M42 Orion Nebula
- Tom Shankapotomous
- Feb 1
- 2 min read

SGO-008
Object: Orion Nebula (M42)
Date Observed: February 7
Ambient Temperature: ~30°F (−1°C)
Session Duration: ~2.5 hours
Conditions: Cold, stable winter night; Orion well-placed in the southern sky
What We Are Looking At

This image captures the Orion Nebula (Messier 42), one of the closest and most active stellar nurseries visible from Earth, located approximately 1,300–1,400 light-years away in the constellation Orion. What appears here as a soft, luminous cloud is in fact a vast region of ionized gas, dust, and newly forming stars, spanning roughly 24 light-years across.
The bright central region is powered by the Trapezium Cluster, a small group of massive, extremely young stars whose intense ultraviolet radiation excites the surrounding hydrogen gas. That excitation causes the nebula to glow—primarily in reds (hydrogen-alpha emission) with subtle pinks and whites where gas density and illumination overlap.

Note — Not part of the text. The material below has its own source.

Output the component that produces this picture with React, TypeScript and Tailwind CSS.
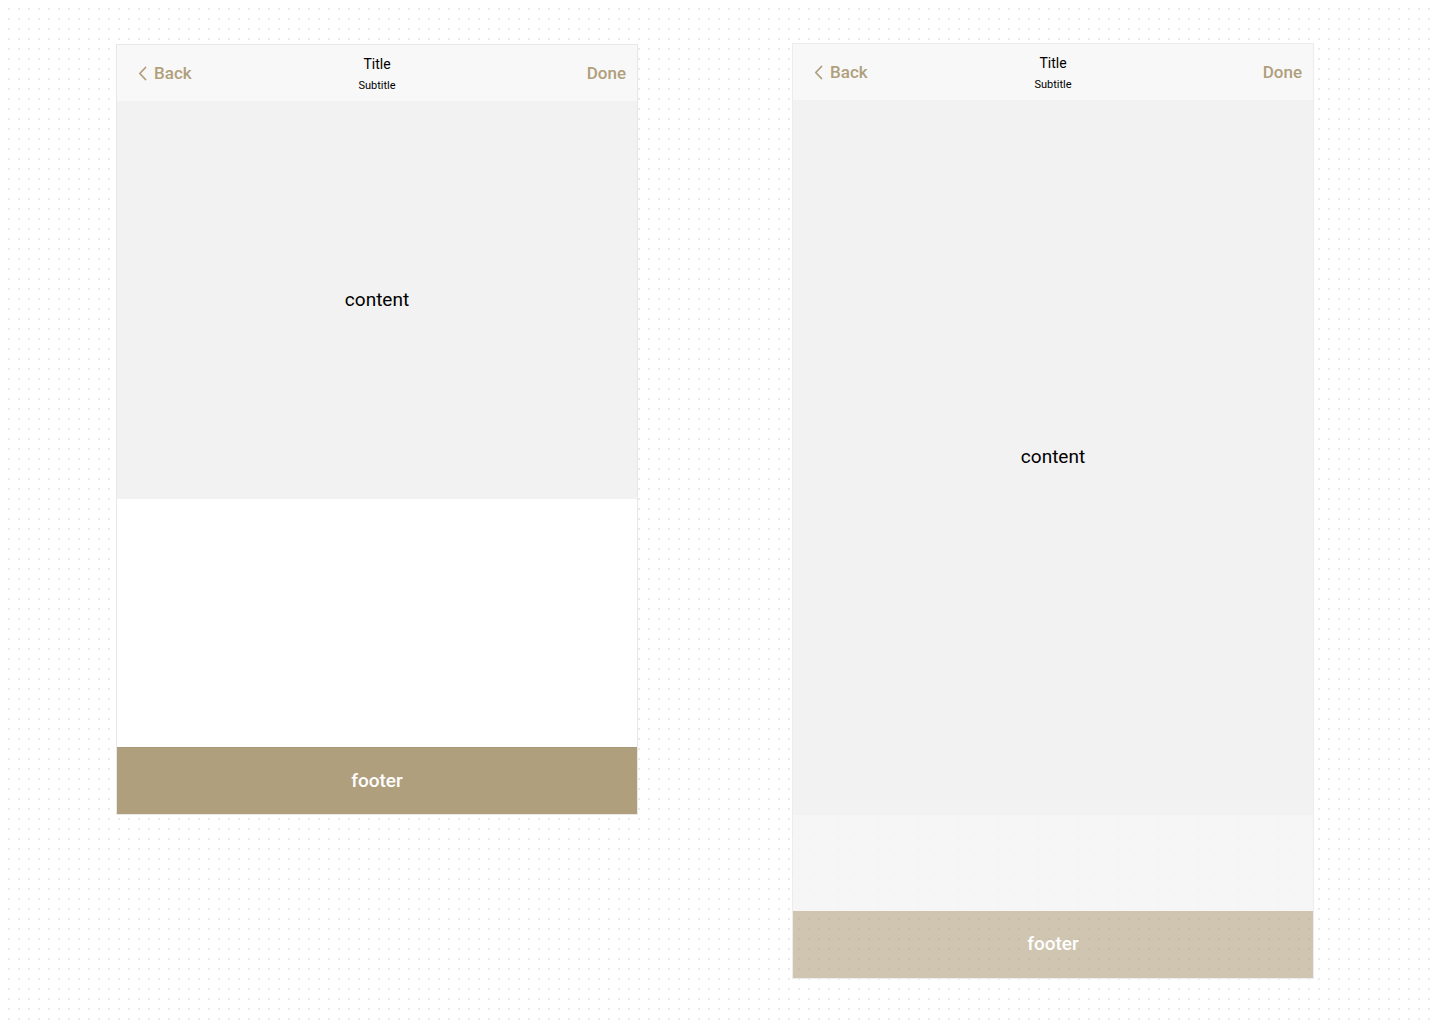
import React from "react";

function Chevron() {
  return (
    <svg width="9" height="15" viewBox="0 0 9 15" fill="none">
      <polyline points="7.5,1.5 1.8,7.5 7.5,13.5" stroke="#b09f7c" strokeWidth="1.8" strokeLinecap="round" strokeLinejoin="round" />
    </svg>
  );
}

function Header() {
  return (
    <div className="relative flex h-[56px] items-center justify-between bg-[#f8f8f8] px-[11px] pt-px">
      <div className="flex items-center gap-[7px] pl-[10px] text-[17px] font-medium text-[#b09f7c]">
        <Chevron />
        <span>Back</span>
      </div>
      <div className="absolute left-1/2 top-[10px] flex -translate-x-1/2 flex-col items-center">
        <span className="text-[14px] leading-[18px] text-black">Title</span>
        <span className="mt-[6px] text-[11px] leading-[13px] text-black">Subtitle</span>
      </div>
      <span className="text-[17px] font-medium text-[#b09f7c]">Done</span>
    </div>
  );
}

export default function App() {
  return (
    <div
      className="min-h-[1022px] w-full bg-white bg-[radial-gradient(circle,#e9e9e9_0.7px,transparent_0.9px)] bg-[size:10px_10px] bg-[position:4px_4px]"
      style={{ fontFamily: "Roboto, 'Liberation Sans', sans-serif" }}
    >
      <div className="flex items-start gap-[154px] pl-[116px] pt-[44px]">
        <div className="flex w-[522px] flex-col border border-[#e8e8e8] bg-white">
          <Header />
          <div className="flex h-[398px] items-center justify-center bg-[#f2f2f2] text-[19px] text-black">content</div>
          <div className="h-[248px] bg-white" />
          <div className="flex h-[67px] items-center justify-center border-t border-[#a99a7a] bg-[#b09f7c] text-[19px] font-medium text-white">
            footer
          </div>
        </div>
        <div className="-mt-px flex w-[522px] flex-col border border-[#ececec]">
          <Header />
          <div className="flex h-[715px] items-center justify-center bg-[#f2f2f2] text-[19px] text-black">content</div>
          <div className="h-[96px] bg-[#f5f5f5]/85" />
          <div className="flex h-[67px] items-center justify-center bg-[#b09f7c]/60 text-[19px] font-medium text-white">
            footer
          </div>
        </div>
      </div>
    </div>
  );
}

Structure and Features Visible
Bright Core:The intense white-pink glow near the center marks the most active star-forming region. This is where stellar winds and radiation are sculpting the nebula in real time, carving cavities and sharp edges into the surrounding gas.
Extended Gas Wings:The sweeping, wing-like structures extending outward are clouds of hydrogen and dust illuminated unevenly by nearby stars. These regions appear softer and more diffuse, indicating lower density but immense scale.
Dark Lanes and Voids:The darker shapes cutting into the nebula are not empty space, but cold dust clouds that block light behind them. These are the raw materials for future stars—opaque, heavy, and unresolved.
Foreground and Background Stars:Scattered pinpoints of blue-white light are foreground stars within our own galaxy, contrasted against the nebula’s glow. Their sharpness highlights the depth difference between nearby stars and the distant gas cloud.
Imaging Platform
Seestar S50 smart telescope
Alt-az mount, fixed focal length
Integrated camera and filter system
Acquisition Context
Backyard-based observation
Winter session (~30°F / −1°C)
Total session time: ~2.5 hours
Object framing and exposure parameters selected for stability and continuity rather than maximum signal depth
Capture Method
Automated live stacking during the session
Frames collected continuously and monitored for tracking stability
Session prioritized uninterrupted acquisition over iterative adjustment
Post-Processing Workflow
Initial review and export performed using Seestar software
Additional processing conducted on a dedicated Linux workstation
Image refinement completed in GIMP
Adjustments limited to tonal balance, contrast, and color restraint to preserve structural context
Methodological Notes
This workflow is designed for repeatable documentation, not competitive astrophotography. Equipment and processing choices favor accessibility, reliability, and consistency across sessions. The objective is to record what is visible from a specific place, under specific conditions, at a specific time — not to maximize technical performance or aesthetic enhancement.